Ein Kernstück von Allen Dulles' Schweinebucht-Plan war "Operation 40". Es waren vierzig CIA-Agenten, hauptsächlich Schützen, deren Aufgabe es war, die führenden Mitglieder der kubanischen Regierung zu töten. Einige, wie Posada, hatten zuvor im Vollzug des Batista-Regimes gearbeitet. Vor der Invasion warteten sie in der Dominikanischen Republik. Ihr Schiff stach nach Kuba in See, wendete aber, als sie über das Scheitern der Invasion informiert wurden. Sie kehrten in die USA zurück, und die Operation wurde ohne JFKs Wissen fortgesetzt.

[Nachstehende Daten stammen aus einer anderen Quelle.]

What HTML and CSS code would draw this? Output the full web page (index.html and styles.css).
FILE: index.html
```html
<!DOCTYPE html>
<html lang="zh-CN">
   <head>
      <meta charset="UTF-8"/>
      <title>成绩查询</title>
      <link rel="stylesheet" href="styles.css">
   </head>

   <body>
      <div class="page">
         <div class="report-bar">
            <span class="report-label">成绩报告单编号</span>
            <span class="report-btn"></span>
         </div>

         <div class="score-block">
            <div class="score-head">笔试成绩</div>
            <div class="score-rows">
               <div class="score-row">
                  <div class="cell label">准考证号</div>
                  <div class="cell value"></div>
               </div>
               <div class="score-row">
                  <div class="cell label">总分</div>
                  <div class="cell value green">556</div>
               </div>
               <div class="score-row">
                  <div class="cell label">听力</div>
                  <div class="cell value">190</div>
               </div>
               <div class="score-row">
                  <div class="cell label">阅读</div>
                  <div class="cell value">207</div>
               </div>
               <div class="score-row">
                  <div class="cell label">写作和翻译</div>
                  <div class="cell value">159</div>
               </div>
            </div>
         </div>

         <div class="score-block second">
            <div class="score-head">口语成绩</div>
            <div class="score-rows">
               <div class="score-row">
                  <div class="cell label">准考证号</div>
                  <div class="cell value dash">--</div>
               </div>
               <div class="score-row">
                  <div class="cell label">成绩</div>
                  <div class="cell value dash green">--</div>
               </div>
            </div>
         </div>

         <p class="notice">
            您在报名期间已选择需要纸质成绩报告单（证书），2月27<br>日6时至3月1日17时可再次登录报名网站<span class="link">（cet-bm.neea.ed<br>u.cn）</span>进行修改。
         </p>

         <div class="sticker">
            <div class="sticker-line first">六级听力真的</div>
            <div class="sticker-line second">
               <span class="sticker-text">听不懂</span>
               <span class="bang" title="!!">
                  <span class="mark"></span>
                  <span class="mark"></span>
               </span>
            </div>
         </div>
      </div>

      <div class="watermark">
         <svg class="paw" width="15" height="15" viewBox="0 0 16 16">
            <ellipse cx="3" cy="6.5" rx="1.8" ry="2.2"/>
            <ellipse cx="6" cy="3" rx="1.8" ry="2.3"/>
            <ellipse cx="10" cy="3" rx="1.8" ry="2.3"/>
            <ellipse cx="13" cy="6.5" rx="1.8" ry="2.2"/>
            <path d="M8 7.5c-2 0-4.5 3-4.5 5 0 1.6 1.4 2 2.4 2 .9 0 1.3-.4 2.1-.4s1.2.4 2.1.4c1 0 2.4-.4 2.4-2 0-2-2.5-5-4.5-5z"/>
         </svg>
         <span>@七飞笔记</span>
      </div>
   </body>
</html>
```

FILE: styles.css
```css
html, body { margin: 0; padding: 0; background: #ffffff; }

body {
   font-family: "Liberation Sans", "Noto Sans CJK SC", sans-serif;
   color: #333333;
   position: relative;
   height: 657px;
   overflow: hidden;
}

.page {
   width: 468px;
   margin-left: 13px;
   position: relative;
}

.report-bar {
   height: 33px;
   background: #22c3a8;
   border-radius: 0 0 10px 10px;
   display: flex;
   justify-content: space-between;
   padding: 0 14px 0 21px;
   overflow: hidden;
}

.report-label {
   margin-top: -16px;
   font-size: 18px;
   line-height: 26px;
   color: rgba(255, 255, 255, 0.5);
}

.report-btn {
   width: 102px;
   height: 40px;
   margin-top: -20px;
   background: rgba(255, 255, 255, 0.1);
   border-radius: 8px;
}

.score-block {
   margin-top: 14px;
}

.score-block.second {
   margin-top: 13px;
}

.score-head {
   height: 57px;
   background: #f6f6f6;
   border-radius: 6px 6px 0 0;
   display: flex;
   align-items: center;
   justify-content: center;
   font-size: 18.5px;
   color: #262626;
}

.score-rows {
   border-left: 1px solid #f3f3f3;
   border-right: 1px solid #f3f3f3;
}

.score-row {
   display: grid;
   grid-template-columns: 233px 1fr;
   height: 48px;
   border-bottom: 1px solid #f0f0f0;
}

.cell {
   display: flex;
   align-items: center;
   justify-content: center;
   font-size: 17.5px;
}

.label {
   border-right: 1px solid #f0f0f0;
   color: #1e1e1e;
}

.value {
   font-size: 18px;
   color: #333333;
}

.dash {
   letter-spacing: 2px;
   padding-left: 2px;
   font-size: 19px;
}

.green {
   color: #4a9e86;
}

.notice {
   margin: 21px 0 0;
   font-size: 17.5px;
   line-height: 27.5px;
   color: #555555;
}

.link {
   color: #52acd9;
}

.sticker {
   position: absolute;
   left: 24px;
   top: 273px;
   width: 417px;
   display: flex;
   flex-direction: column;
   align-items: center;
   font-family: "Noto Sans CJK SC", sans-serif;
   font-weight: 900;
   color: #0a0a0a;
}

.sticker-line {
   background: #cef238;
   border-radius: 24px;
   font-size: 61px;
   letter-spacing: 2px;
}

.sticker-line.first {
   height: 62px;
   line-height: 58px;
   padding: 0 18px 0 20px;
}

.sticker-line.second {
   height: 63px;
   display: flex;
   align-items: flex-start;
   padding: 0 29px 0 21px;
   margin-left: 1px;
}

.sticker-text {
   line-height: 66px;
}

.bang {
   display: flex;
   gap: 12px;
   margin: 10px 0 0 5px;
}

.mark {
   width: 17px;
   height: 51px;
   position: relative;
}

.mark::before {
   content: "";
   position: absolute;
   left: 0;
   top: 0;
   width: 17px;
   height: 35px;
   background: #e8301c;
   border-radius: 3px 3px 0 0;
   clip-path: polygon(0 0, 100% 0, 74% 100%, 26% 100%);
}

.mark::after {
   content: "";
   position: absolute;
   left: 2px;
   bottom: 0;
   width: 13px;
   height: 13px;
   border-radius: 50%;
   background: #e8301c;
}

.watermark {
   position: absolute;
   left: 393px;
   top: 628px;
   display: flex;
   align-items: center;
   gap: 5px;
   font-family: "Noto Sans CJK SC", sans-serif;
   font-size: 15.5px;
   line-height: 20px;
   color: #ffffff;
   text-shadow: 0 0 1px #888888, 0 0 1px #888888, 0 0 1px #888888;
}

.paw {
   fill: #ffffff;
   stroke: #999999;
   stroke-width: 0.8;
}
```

Über Jahre und Jahrzehnte mit einigen Änderungen, was Namen und Personen betrifft.
Viele der ursprünglichen Namen erschienen weiter in Verbindung mit nachfolgenden verdeckten, gewalttätigen CIA-Projekten, wie die Operation Mongoose, Operation Phoenix, der JFK-Mord, die Regimewechsel in der Dominikanischen Republik, Chile, El Salvador, Nicaragua, die Watergate-Affäre, die Sprengung der Cubana Fluglinie 455, den Iran-Contra-Krieg, Operation Condor, die viele südamerikanische Progressive ausrottete, die Bombenanschläge auf Hotels in Havanna. Namen wie Luis Posada, Orlando Bosch, Felix Rodríguez, E. Howard Hunte, Frank Sturgis, Antonio Veciana Guillermo Novo, Eugenio Martínez, Ricardo Morales, David Sanchez Morales, David Phillips - alle ursprünglich Mitglieder der Vierzig.

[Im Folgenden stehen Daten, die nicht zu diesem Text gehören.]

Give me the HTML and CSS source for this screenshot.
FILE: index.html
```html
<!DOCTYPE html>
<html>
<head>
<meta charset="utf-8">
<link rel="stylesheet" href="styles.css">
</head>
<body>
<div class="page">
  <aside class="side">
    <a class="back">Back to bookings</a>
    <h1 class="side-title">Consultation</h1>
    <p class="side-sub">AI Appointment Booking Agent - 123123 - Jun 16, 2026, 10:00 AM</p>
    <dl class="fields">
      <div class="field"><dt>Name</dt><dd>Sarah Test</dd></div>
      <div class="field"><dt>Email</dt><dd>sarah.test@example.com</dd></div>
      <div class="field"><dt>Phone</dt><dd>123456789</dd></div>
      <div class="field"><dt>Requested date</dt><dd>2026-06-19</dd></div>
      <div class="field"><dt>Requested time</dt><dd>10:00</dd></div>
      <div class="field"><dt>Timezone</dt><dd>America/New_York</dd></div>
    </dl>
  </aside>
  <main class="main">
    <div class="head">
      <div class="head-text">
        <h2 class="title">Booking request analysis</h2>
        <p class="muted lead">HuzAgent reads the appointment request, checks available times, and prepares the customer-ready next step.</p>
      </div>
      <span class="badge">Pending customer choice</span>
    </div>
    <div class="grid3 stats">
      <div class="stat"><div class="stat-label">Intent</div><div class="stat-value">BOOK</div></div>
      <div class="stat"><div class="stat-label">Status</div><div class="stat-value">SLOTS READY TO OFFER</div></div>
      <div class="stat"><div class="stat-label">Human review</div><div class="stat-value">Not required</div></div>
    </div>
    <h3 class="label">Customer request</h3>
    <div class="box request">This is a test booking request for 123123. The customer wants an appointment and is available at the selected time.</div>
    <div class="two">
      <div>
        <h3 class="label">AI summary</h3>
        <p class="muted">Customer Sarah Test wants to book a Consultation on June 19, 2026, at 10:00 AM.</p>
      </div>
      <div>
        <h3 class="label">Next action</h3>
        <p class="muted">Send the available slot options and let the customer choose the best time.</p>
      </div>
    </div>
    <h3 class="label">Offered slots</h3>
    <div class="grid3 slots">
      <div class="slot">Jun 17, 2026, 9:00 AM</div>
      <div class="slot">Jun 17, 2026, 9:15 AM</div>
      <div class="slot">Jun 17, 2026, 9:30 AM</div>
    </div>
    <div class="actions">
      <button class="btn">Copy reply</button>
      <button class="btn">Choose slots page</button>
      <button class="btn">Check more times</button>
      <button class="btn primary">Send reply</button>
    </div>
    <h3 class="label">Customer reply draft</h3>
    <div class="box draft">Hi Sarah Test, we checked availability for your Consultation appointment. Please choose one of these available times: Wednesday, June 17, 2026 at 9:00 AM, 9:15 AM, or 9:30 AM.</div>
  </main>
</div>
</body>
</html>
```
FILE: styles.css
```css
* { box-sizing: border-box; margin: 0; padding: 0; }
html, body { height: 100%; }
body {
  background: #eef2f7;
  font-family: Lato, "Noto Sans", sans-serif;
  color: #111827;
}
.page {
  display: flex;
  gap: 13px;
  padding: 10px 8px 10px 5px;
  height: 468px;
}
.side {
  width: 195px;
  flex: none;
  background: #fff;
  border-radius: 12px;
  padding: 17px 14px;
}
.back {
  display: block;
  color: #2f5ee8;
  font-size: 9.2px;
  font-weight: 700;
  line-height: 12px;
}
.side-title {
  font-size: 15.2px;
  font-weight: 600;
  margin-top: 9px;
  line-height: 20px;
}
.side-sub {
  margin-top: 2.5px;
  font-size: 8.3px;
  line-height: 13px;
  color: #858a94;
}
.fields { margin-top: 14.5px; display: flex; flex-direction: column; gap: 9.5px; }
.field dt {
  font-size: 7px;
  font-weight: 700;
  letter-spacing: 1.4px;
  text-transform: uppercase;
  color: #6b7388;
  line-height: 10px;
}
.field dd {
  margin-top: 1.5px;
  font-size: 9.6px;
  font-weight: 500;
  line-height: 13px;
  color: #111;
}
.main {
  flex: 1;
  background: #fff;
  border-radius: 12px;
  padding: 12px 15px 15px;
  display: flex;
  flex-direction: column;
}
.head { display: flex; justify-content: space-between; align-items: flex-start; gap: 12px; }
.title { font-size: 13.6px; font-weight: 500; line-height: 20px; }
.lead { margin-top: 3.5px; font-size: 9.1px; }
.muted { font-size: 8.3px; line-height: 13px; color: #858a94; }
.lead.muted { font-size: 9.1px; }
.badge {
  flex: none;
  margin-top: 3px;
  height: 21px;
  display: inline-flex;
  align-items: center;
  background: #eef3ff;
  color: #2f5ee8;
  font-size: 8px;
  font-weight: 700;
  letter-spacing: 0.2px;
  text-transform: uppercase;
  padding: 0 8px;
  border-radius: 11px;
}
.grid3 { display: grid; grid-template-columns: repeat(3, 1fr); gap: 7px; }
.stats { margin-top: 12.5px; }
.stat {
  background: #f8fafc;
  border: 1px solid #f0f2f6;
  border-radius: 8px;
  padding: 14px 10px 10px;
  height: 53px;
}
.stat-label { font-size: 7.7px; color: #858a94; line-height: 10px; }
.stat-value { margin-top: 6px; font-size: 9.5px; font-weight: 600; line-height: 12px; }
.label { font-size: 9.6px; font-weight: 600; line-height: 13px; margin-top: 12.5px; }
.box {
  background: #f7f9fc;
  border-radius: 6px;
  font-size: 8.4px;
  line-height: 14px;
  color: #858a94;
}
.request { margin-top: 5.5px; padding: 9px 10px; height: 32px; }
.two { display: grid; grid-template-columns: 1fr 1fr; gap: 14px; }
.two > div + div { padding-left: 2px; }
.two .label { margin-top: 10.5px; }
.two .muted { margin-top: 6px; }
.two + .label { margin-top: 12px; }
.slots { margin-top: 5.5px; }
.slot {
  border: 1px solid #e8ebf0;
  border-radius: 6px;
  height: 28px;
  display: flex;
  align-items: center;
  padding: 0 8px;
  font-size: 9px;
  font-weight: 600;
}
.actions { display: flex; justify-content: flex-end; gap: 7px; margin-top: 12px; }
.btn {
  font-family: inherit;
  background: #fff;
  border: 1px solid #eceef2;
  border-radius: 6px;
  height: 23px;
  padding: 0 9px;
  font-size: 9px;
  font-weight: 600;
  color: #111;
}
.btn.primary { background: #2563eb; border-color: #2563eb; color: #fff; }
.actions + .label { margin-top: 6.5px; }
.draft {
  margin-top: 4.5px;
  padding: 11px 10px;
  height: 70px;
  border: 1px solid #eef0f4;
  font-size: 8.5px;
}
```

In einer Oligarchie, in der die wichtigen Entscheidungen von einer Machtelite im Geheimen getroffen werden, in der die Massenmedien eher zur Manipulation als zur Information genutzt werden, ist es für die Öffentlichkeit oft schwierig, aktuelle von künstlicher Realität zu unterscheiden. Es ist ersichtlich, dass Posada viele fehlende Puzzleteile zum Puzzle der letzten 45 Jahre beisteuern könnte. Er hat Freunde in Miami, und sie haben ihn hierhergebracht, um ihn nach 30 Jahren wieder auftauchen zu lassen. Wenn er Geld brauchte oder einen Ort, an dem er sich bequem verstecken könnte, könnten sie ihn damit leicht in einem anderen Land versorgen. Was wir über seine Vergangenheit wissen, reicht, um zu sagen, dass er und seine Freunde sein Wissen über CIA-Operationen gerade als Spielgeld für Drohung und Erpressung einsetzen könnten, vielleicht um die zukünftige US-Politik in bezug auf Kuba zu beeinflussen. Dies würde erklären, warum seine legal beantragte Auslieferung verzögert wird.